27. On the particular facts of this case, we consider the balance falls in favour of granting the appellant's appeal. The public interest in continuing the appellant's deportation has diminished over the years. His conviction is now spent and he has demonstrated respect for UK immigration laws over a period of nearly ten years. The particular facts of this case have a number of unusual features in our experience, not least the long history of the relationship between the appellant and J, which has included a significant period of J's life being spent with the appellant in Nigeria. This is a case where, as we think Mr Deller fairly acknowledged, the public interest side of the balance is now much diminished. While, therefore, there is a public interest in the continuation of the deportation order in general terms and because of the appellant's pre-2009 history, we consider that has far less weight than would normally be the case.
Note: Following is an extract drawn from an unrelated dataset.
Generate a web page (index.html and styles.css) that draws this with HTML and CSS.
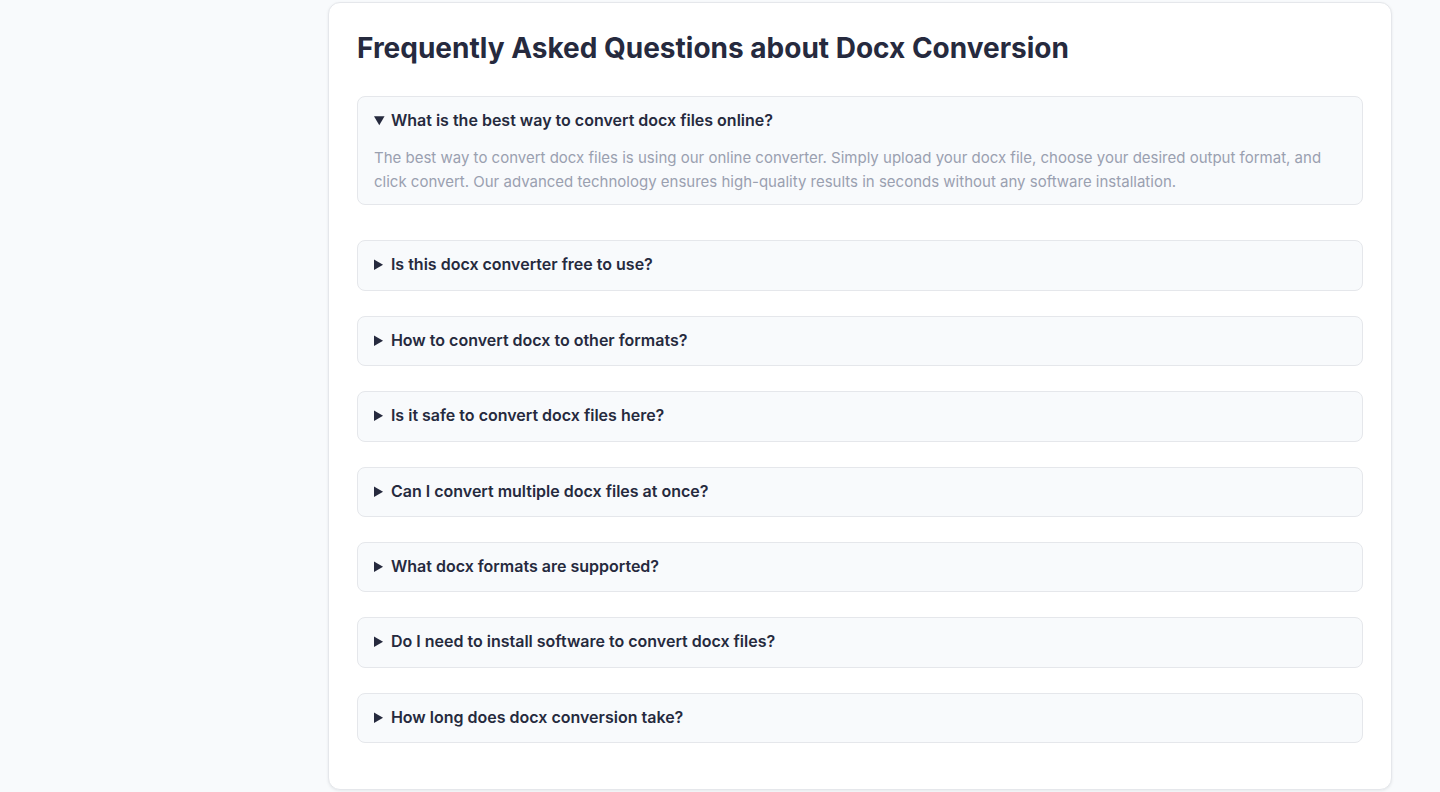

Balancing that interest against J's particular circumstances - in particular, his sense of separation from his "dad", the loss of a father-figure at this time of his life, the absence from his life of an important part of his racial identity and the almost certain poverty that J would live in if he was to return to live in Nigeria, we find that this is a case where the continuation of the deportation order would have an unduly harsh effect on J as a qualifying child.
Decision
28. For the reasons we have provided, we allow this appeal and make a finding that the appellant's application for the deportation order to be revoked should be allowed.
Notice of Decision
The appeal is allowed on human right grounds.
Direction Regarding Anonymity - Rule 14 of the Tribunal Procedure (Upper Tribunal) Rules 2008
Unless and until a Tribunal or court directs otherwise, the appellant is granted anonymity. No report of these proceedings shall directly or indirectly identify him or any member of his family. This direction applies both to the appellant and to the respondent. Failure to comply with this direction could lead to contempt of court proceedings.